A critical and urgent direction for future work is the development of new strategies for ensuring the safety, security, and reliability of autonomously developed software. As these systems become more powerful and capable of creating production-ready code, the risks associated with deploying unverified software increase exponentially. Research into automated verification techniques, formal methods for proving code correctness, and robust security auditing for AI-generated code will be paramount. The rapid progress demonstrated by this experiment signals an immediate need to build strong guardrails and ethical frameworks to manage this powerful technology responsibly, ensuring its benefits can be realized without introducing unacceptable risks.
Conclusion: A Glimpse into the Future of Software Development
This experiment had successfully demonstrated that a team of AI agents could autonomously build a highly complex piece of software, fundamentally shifting the boundary of what was considered possible with artificial intelligence. The creation of a C compiler capable of building the Linux kernel marked a landmark achievement, moving the field beyond single-function generation toward entire project implementation. The process itself provided a powerful blueprint for a new paradigm of human-AI collaboration, one where human oversight guides the high-level architecture while AI agents manage the intricate details of implementation.

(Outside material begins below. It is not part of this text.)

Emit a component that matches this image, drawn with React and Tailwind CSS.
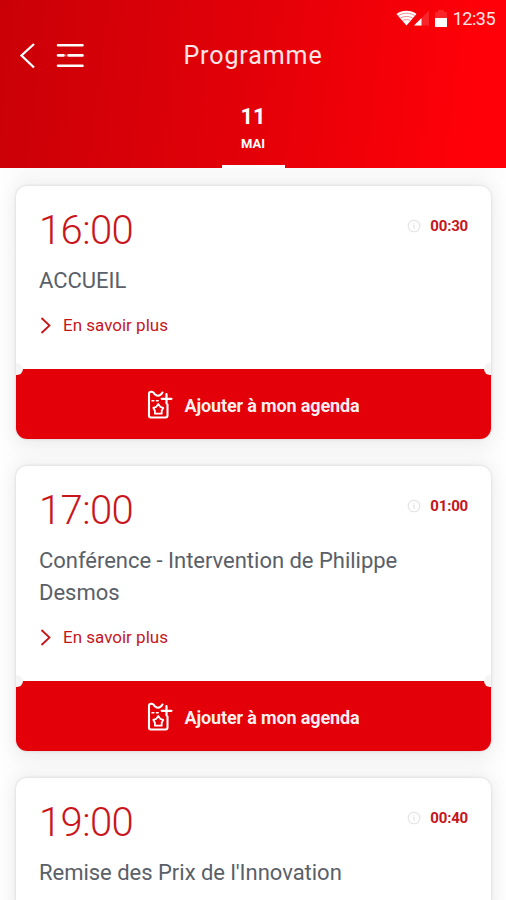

While the resulting compiler had clear limitations, its very existence served as both an exciting proof-of-concept and a sober reminder of the technology’s trajectory. This work highlighted the immense potential for AI to accelerate software development and tackle problems of unprecedented scale and complexity. Simultaneously, it underscored the critical importance of developing new methods to safely and responsibly manage these increasingly autonomous systems. As we empower AI to build the foundational tools of our digital world, we must also pioneer the verification and safety techniques necessary to ensure their reliability and trustworthiness.